“If it gets us talking, it can’t be bad:” Building the Transgender Usenet Archive

(Cross-posted from the MITH blog.)

“If only one life is saved by the creation of this group, wouldn’t it be worth it?  It’s only a communications medium, and people are needlessly losing their lives and wasting their potential in self-destructive, maladaptive, denial-bases coping strategies.  The loss to our society is great, and needless…If it gets us talking, it can’t be bad.” – Anonymous, SST — an early history (part 2) (soc.support.transgendered)

You wouldn’t have the transgender movement as it is today without the Internet. Widespread public internet access played a key role in the transgender movement’s growing visibility at the national level during the 1990s. Access to the Internet mitigated many issues that had limited other organizing efforts, like geographic limitations and the sometimes-lengthy publication arc of print media. From the earliest days of Fidonet, trans individuals have made spaces for discussion and resource-sharing online. Some of these spaces were hosted on Usenet, a decentralized, worldwide discussion system founded in 1980 and organized around topic-specific newsgroups. Usenet, as a communications network, is an influential predecessor to modern social media platforms and the origin point for now-common bits of contemporary Internet vocabulary like “spam.”

Amongst its many newsgroups was a small collection of important transgender-related forums, the five most active being alt.transgendered, soc.support.transgendered, alt.support.srs, alt.support.crossdressing, and alt.fashion.crossdressing. As the anonymous poster in the opening quote notes, these spaces offered folks the opportunity to communicate and find support, without falling into “maladaptive” coping strategies. Discussions were active and sometimes highly contentious, as posters—some of them major figures in transgender political activism at the time—discussed and debated key issues of the day in transgender politics.

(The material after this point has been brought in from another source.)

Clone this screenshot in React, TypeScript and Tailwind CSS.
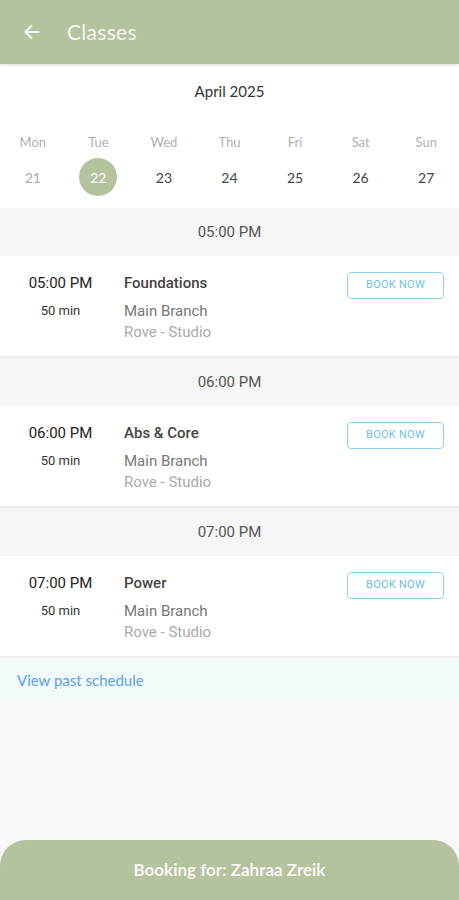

These newsgroups are at the center of my project as a Winnemore Digital Dissertation Fellow for this year. As a Fellow, I’ll be building a public archive of posts from these five groups using the Bookworm API and data from the Internet Archive’s Usenet Historical Collection. This archive will form a key part of my work, a case study focused on how posters use the term “cisgender” in their discussions. These groups are one of the few archival locations where participants regularly used the term, and several origin narratives point to different newsgroups as being the where it was first used. For my project, however, I’m not interested in origins so much as the specific contexts it was used in and how posters connected this use to their broader understandings of “transgender community.” This follows the focus of my larger dissertation, which explores the affective and structural meanings assigned to “community” in English-language transgender discourse online.

Beyond my own project, though, I’ll also be thinking and writing about the mechanics of Usenet-related research in general. Archival Usenet research can face significant barriers and raises important ethical questions about the afterlife of data. Over the coming year, I’ll be writing and posting about my process at the MITH blog, here on my own blog, and (occasionally) on Twitter. Some of these posts will be about the technical and ethical challenges of the project, offering a window into I’m thinking through them. I’ll also be sharing some of my early findings and other interesting things I encounter in the archive during my research.